[Code that builds pages]
*-*-*
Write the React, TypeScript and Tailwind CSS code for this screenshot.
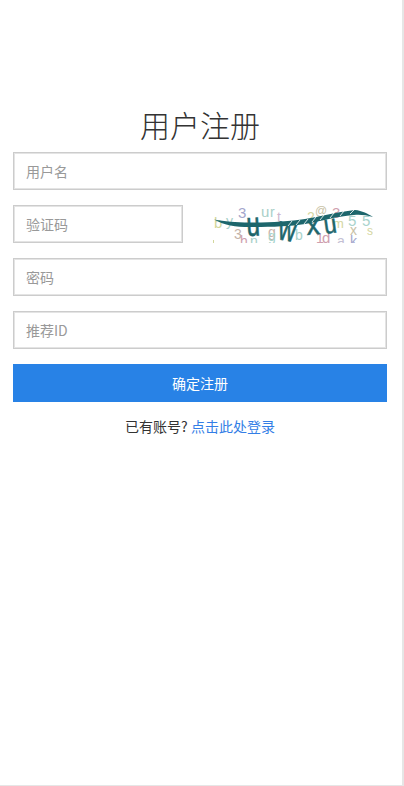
const font = { fontFamily: '"Noto Sans CJK SC", sans-serif' };

const Field = ({ placeholder, className }: { placeholder: string; className: string }) => (
  <input
    type="text"
    placeholder={placeholder}
    className={`h-[38px] border border-[#cccccc] bg-white px-3 text-sm text-[#333] outline-none placeholder:text-[#999999] shadow-[inset_0_0_0_1px_#e4e4e4] ${className}`}
  />
);

// noise letters behind the captcha word: char, x, baseline, colour, size
const noise: [string, number, number, string, number][] = [
  ["3", 238, 218, "#a3a6cc", 15],
  ["u", 261, 217, "#a8cfc8", 15],
  ["r", 270, 217, "#a8cfc8", 14],
  ["t", 277, 222, "#cdb7cf", 14],
  ["b", 214, 228, "#d3d79c", 15],
  ["y", 226, 226, "#a8cfc8", 14],
  ["3", 234, 239, "#c4b3a8", 14],
  ["g", 268, 237, "#c8b1a9", 14],
  ["g", 268, 241, "#a8d3cc", 14],
  ["b", 295, 240, "#a8d3cc", 14],
  ["h", 240, 246, "#cf9fae", 14],
  ["n", 250, 246, "#a8cfc8", 14],
  ["2", 307, 222, "#d4d6a0", 14],
  ["@", 315, 215, "#c9c2a6", 12],
  ["3", 332, 218, "#cf9fae", 15],
  ["m", 333, 228, "#d4d6a0", 13],
  ["5", 348, 226, "#a8d3cc", 15],
  ["5", 362, 226, "#a8d3cc", 15],
  ["x", 350, 235, "#c9c2a6", 14],
  ["s", 367, 235, "#d4d6a0", 12],
  ["1", 316, 243, "#cf9fae", 14],
  ["d", 322, 243, "#cf9fae", 15],
  ["a", 337, 246, "#c4bfd4", 14],
  ["k", 350, 246, "#a3a6cc", 14],
];

const Captcha = () => (
  <svg width="160" height="38" viewBox="213 205 160 38" className="shrink-0">
    {noise.map(([c, x, y, fill, size], i) => (
      <text key={i} x={x} y={y} fill={fill} fontSize={size} fontFamily="Liberation Sans, sans-serif">
        {c}
      </text>
    ))}
    <path d="M213.5 240 V243" stroke="#d3d79c" />
    <g fill="#1d666c" stroke="#1d666c" strokeWidth="0.5" fontFamily="Liberation Sans, sans-serif" fontSize="24">
      <text transform="translate(247 236) rotate(-3) scale(1 1.4)">u</text>
      <text transform="translate(277 239) rotate(10) scale(1 1.4)">w</text>
      <text transform="translate(307 235) rotate(-4) scale(1.1 1.2)">x</text>
      <text transform="translate(325 234) rotate(-8) scale(0.95 1.1)">u</text>
    </g>
    <path
      d="M214 219.5 C225 221.5 235 222.5 250 222.5 C270 222.5 290 221.5 305 219 C320 216.5 335 212.5 355 210 C362 210.5 368 214 373 217 C366 215 360 214.5 354 215 C335 216.5 320 221.5 305 224 C290 226.5 270 227 250 227 C235 227 225 225.5 214 219.5 Z"
      fill="#1d666c"
    />
    <path
      d="M288 226 L292 221 M296 225 L300 220 M304 224 L308 219 M312 222 L316 217 M320 220 L324 215 M330 218 L334 213 M340 216 L344 211 M350 214 L354 210"
      stroke="#ffffff"
      strokeWidth="0.8"
    />
  </svg>
);

export default function App() {
  return (
    <div style={font} className="h-[786px] w-[404px] bg-white">
      <div className="flex h-full w-[404px] flex-col border-r-2 border-b border-[#e6e6e6] px-[13px] pt-[104px]">
        <h1 className="mb-[8px] h-10 w-[374px] text-center text-[30px] font-light leading-10 text-[#333333]">用户注册</h1>
        <div className="flex w-[374px] flex-col gap-[15px]">
          <Field placeholder="用户名" className="w-full" />
          <div className="flex items-center gap-[30px]">
            <Field placeholder="验证码" className="w-[170px]" />
            <Captcha />
          </div>
          <Field placeholder="密码" className="w-full" />
          <Field placeholder="推荐ID" className="w-full" />
          <button className="h-[38px] w-full bg-[#2882e6] text-sm text-white">确定注册</button>
        </div>
        <p className="mt-[14px] w-[374px] text-center text-sm leading-5 text-[#333333]">
          已有账号? <a className="text-[#337ee6]">点击此处登录</a>
        </p>
      </div>
    </div>
  );
}
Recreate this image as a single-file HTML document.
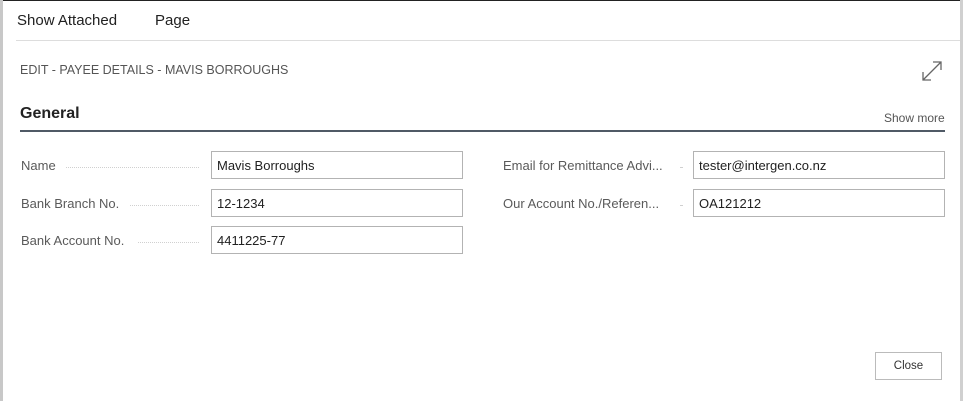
<!DOCTYPE html>
<html><head><style>
*{margin:0;padding:0;box-sizing:border-box}
body{width:963px;height:401px;background:#fff;position:relative;overflow:hidden;font-family:"Segoe UI","Liberation Sans",sans-serif;color:#212121}
.a{position:absolute;white-space:nowrap}
.lbl{font-size:13px;color:#5a5a5a}
.dots{position:absolute;border-top:1px dotted #d0d0d0;height:0}
.inp{position:absolute;border:1px solid #b3b3b3;height:28px;font-size:13px;padding:6px 0 0 5px;color:#212121}
</style></head><body>
<div class="a" style="left:0;top:0;width:963px;height:1px;background:#222"></div>
<div class="a" style="left:0;top:0;width:3px;height:401px;background:#c8c8c8"></div>
<div class="a" style="left:960px;top:0;width:3px;height:401px;background:#d0d0d0"></div>
<div class="a" style="left:17px;top:12px;font-size:15px">Show Attached</div>
<div class="a" style="left:155px;top:12px;font-size:15px">Page</div>
<div class="a" style="left:16px;top:40px;width:944px;height:1px;background:#ddd"></div>
<div class="a" style="left:20px;top:63px;font-size:12.5px;color:#555">EDIT - PAYEE DETAILS - MAVIS BORROUGHS</div>
<svg class="a" style="left:920px;top:60px" width="24" height="24" viewBox="0 0 24 24"><path d="M3 20L21 2M13 2h8v8M3 12v8h8" fill="none" stroke="#666" stroke-width="1.3"/></svg>
<div class="a" style="left:20px;top:105px;font-size:16px;font-weight:bold;color:#222">General</div>
<div class="a" style="left:884px;top:111px;font-size:12px;color:#555">Show more</div>
<div class="a" style="left:20px;top:130px;width:925px;height:2px;background:#505a66"></div>
<div class="a lbl" style="left:21px;top:158px">Name</div><div class="dots" style="left:66px;top:167px;width:133px"></div>
<div class="inp" style="left:211px;top:151px;width:252px">Mavis Borroughs</div>
<div class="a lbl" style="left:21px;top:196px">Bank Branch No.</div><div class="dots" style="left:130px;top:205px;width:69px"></div>
<div class="inp" style="left:211px;top:189px;width:252px">12-1234</div>
<div class="a lbl" style="left:21px;top:233px">Bank Account No.</div><div class="dots" style="left:138px;top:242px;width:61px"></div>
<div class="inp" style="left:211px;top:226px;width:252px">4411225-77</div>
<div class="a lbl" style="left:503px;top:158px">Email for Remittance Advi...</div><div class="dots" style="left:680px;top:167px;width:2px"></div>
<div class="inp" style="left:693px;top:151px;width:252px">tester@intergen.co.nz</div>
<div class="a lbl" style="left:503px;top:196px">Our Account No./Referen...</div><div class="dots" style="left:680px;top:205px;width:2px"></div>
<div class="inp" style="left:693px;top:189px;width:252px">OA121212</div>
<div class="a" style="left:875px;top:352px;width:67px;height:28px;border:1px solid #bbb;font-size:11.5px;text-align:center;padding-top:7px;color:#333">Close</div>
</body></html>
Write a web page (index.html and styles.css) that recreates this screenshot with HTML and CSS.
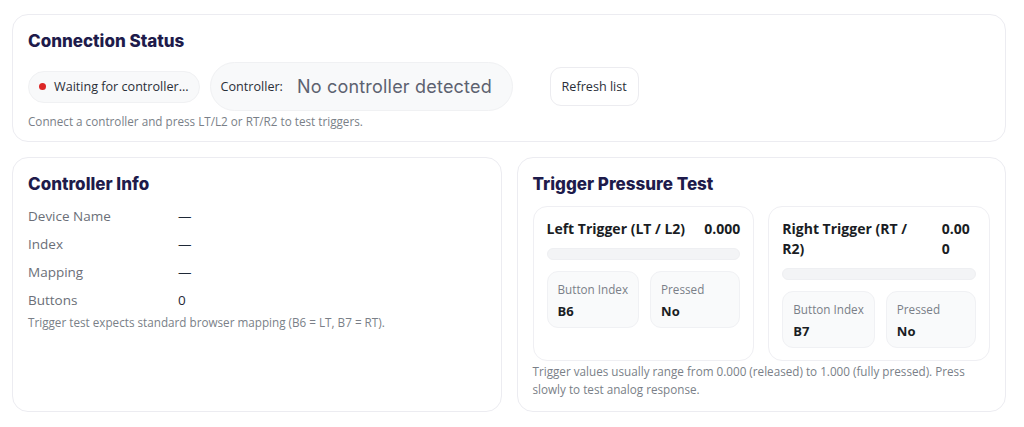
*-*-*
Print each line of the material above exactly, with the pictures removed from your copy.

Write the React, TypeScript and Tailwind CSS code for this screenshot.
const font = { fontFamily: '"Noto Sans CJK SC", sans-serif' };

const Field = ({ placeholder, className }: { placeholder: string; className: string }) => (
  <input
    type="text"
    placeholder={placeholder}
    className={`h-[38px] border border-[#cccccc] bg-white px-3 text-sm text-[#333] outline-none placeholder:text-[#999999] shadow-[inset_0_0_0_1px_#e4e4e4] ${className}`}
  />
);

// noise letters behind the captcha word: char, x, baseline, colour, size
const noise: [string, number, number, string, number][] = [
  ["3", 238, 218, "#a3a6cc", 15],
  ["u", 261, 217, "#a8cfc8", 15],
  ["r", 270, 217, "#a8cfc8", 14],
  ["t", 277, 222, "#cdb7cf", 14],
  ["b", 214, 228, "#d3d79c", 15],
  ["y", 226, 226, "#a8cfc8", 14],
  ["3", 234, 239, "#c4b3a8", 14],
  ["g", 268, 237, "#c8b1a9", 14],
  ["g", 268, 241, "#a8d3cc", 14],
  ["b", 295, 240, "#a8d3cc", 14],
  ["h", 240, 246, "#cf9fae", 14],
  ["n", 250, 246, "#a8cfc8", 14],
  ["2", 307, 222, "#d4d6a0", 14],
  ["@", 315, 215, "#c9c2a6", 12],
  ["3", 332, 218, "#cf9fae", 15],
  ["m", 333, 228, "#d4d6a0", 13],
  ["5", 348, 226, "#a8d3cc", 15],
  ["5", 362, 226, "#a8d3cc", 15],
  ["x", 350, 235, "#c9c2a6", 14],
  ["s", 367, 235, "#d4d6a0", 12],
  ["1", 316, 243, "#cf9fae", 14],
  ["d", 322, 243, "#cf9fae", 15],
  ["a", 337, 246, "#c4bfd4", 14],
  ["k", 350, 246, "#a3a6cc", 14],
];

const Captcha = () => (
  <svg width="160" height="38" viewBox="213 205 160 38" className="shrink-0">
    {noise.map(([c, x, y, fill, size], i) => (
      <text key={i} x={x} y={y} fill={fill} fontSize={size} fontFamily="Liberation Sans, sans-serif">
        {c}
      </text>
    ))}
    <path d="M213.5 240 V243" stroke="#d3d79c" />
    <g fill="#1d666c" stroke="#1d666c" strokeWidth="0.5" fontFamily="Liberation Sans, sans-serif" fontSize="24">
      <text transform="translate(247 236) rotate(-3) scale(1 1.4)">u</text>
      <text transform="translate(277 239) rotate(10) scale(1 1.4)">w</text>
      <text transform="translate(307 235) rotate(-4) scale(1.1 1.2)">x</text>
      <text transform="translate(325 234) rotate(-8) scale(0.95 1.1)">u</text>
    </g>
    <path
      d="M214 219.5 C225 221.5 235 222.5 250 222.5 C270 222.5 290 221.5 305 219 C320 216.5 335 212.5 355 210 C362 210.5 368 214 373 217 C366 215 360 214.5 354 215 C335 216.5 320 221.5 305 224 C290 226.5 270 227 250 227 C235 227 225 225.5 214 219.5 Z"
      fill="#1d666c"
    />
    <path
      d="M288 226 L292 221 M296 225 L300 220 M304 224 L308 219 M312 222 L316 217 M320 220 L324 215 M330 218 L334 213 M340 216 L344 211 M350 214 L354 210"
      stroke="#ffffff"
      strokeWidth="0.8"
    />
  </svg>
);

export default function App() {
  return (
    <div style={font} className="h-[786px] w-[404px] bg-white">
      <div className="flex h-full w-[404px] flex-col border-r-2 border-b border-[#e6e6e6] px-[13px] pt-[104px]">
        <h1 className="mb-[8px] h-10 w-[374px] text-center text-[30px] font-light leading-10 text-[#333333]">用户注册</h1>
        <div className="flex w-[374px] flex-col gap-[15px]">
          <Field placeholder="用户名" className="w-full" />
          <div className="flex items-center gap-[30px]">
            <Field placeholder="验证码" className="w-[170px]" />
            <Captcha />
          </div>
          <Field placeholder="密码" className="w-full" />
          <Field placeholder="推荐ID" className="w-full" />
          <button className="h-[38px] w-full bg-[#2882e6] text-sm text-white">确定注册</button>
        </div>
        <p className="mt-[14px] w-[374px] text-center text-sm leading-5 text-[#333333]">
          已有账号? <a className="text-[#337ee6]">点击此处登录</a>
        </p>
      </div>
    </div>
  );
}
Recreate this image as a single-file HTML document.
<!DOCTYPE html>
<html><head><style>
*{margin:0;padding:0;box-sizing:border-box}
body{width:963px;height:401px;background:#fff;position:relative;overflow:hidden;font-family:"Segoe UI","Liberation Sans",sans-serif;color:#212121}
.a{position:absolute;white-space:nowrap}
.lbl{font-size:13px;color:#5a5a5a}
.dots{position:absolute;border-top:1px dotted #d0d0d0;height:0}
.inp{position:absolute;border:1px solid #b3b3b3;height:28px;font-size:13px;padding:6px 0 0 5px;color:#212121}
</style></head><body>
<div class="a" style="left:0;top:0;width:963px;height:1px;background:#222"></div>
<div class="a" style="left:0;top:0;width:3px;height:401px;background:#c8c8c8"></div>
<div class="a" style="left:960px;top:0;width:3px;height:401px;background:#d0d0d0"></div>
<div class="a" style="left:17px;top:12px;font-size:15px">Show Attached</div>
<div class="a" style="left:155px;top:12px;font-size:15px">Page</div>
<div class="a" style="left:16px;top:40px;width:944px;height:1px;background:#ddd"></div>
<div class="a" style="left:20px;top:63px;font-size:12.5px;color:#555">EDIT - PAYEE DETAILS - MAVIS BORROUGHS</div>
<svg class="a" style="left:920px;top:60px" width="24" height="24" viewBox="0 0 24 24"><path d="M3 20L21 2M13 2h8v8M3 12v8h8" fill="none" stroke="#666" stroke-width="1.3"/></svg>
<div class="a" style="left:20px;top:105px;font-size:16px;font-weight:bold;color:#222">General</div>
<div class="a" style="left:884px;top:111px;font-size:12px;color:#555">Show more</div>
<div class="a" style="left:20px;top:130px;width:925px;height:2px;background:#505a66"></div>
<div class="a lbl" style="left:21px;top:158px">Name</div><div class="dots" style="left:66px;top:167px;width:133px"></div>
<div class="inp" style="left:211px;top:151px;width:252px">Mavis Borroughs</div>
<div class="a lbl" style="left:21px;top:196px">Bank Branch No.</div><div class="dots" style="left:130px;top:205px;width:69px"></div>
<div class="inp" style="left:211px;top:189px;width:252px">12-1234</div>
<div class="a lbl" style="left:21px;top:233px">Bank Account No.</div><div class="dots" style="left:138px;top:242px;width:61px"></div>
<div class="inp" style="left:211px;top:226px;width:252px">4411225-77</div>
<div class="a lbl" style="left:503px;top:158px">Email for Remittance Advi...</div><div class="dots" style="left:680px;top:167px;width:2px"></div>
<div class="inp" style="left:693px;top:151px;width:252px">tester@intergen.co.nz</div>
<div class="a lbl" style="left:503px;top:196px">Our Account No./Referen...</div><div class="dots" style="left:680px;top:205px;width:2px"></div>
<div class="inp" style="left:693px;top:189px;width:252px">OA121212</div>
<div class="a" style="left:875px;top:352px;width:67px;height:28px;border:1px solid #bbb;font-size:11.5px;text-align:center;padding-top:7px;color:#333">Close</div>
</body></html>
Write a web page (index.html and styles.css) that recreates this screenshot with HTML and CSS.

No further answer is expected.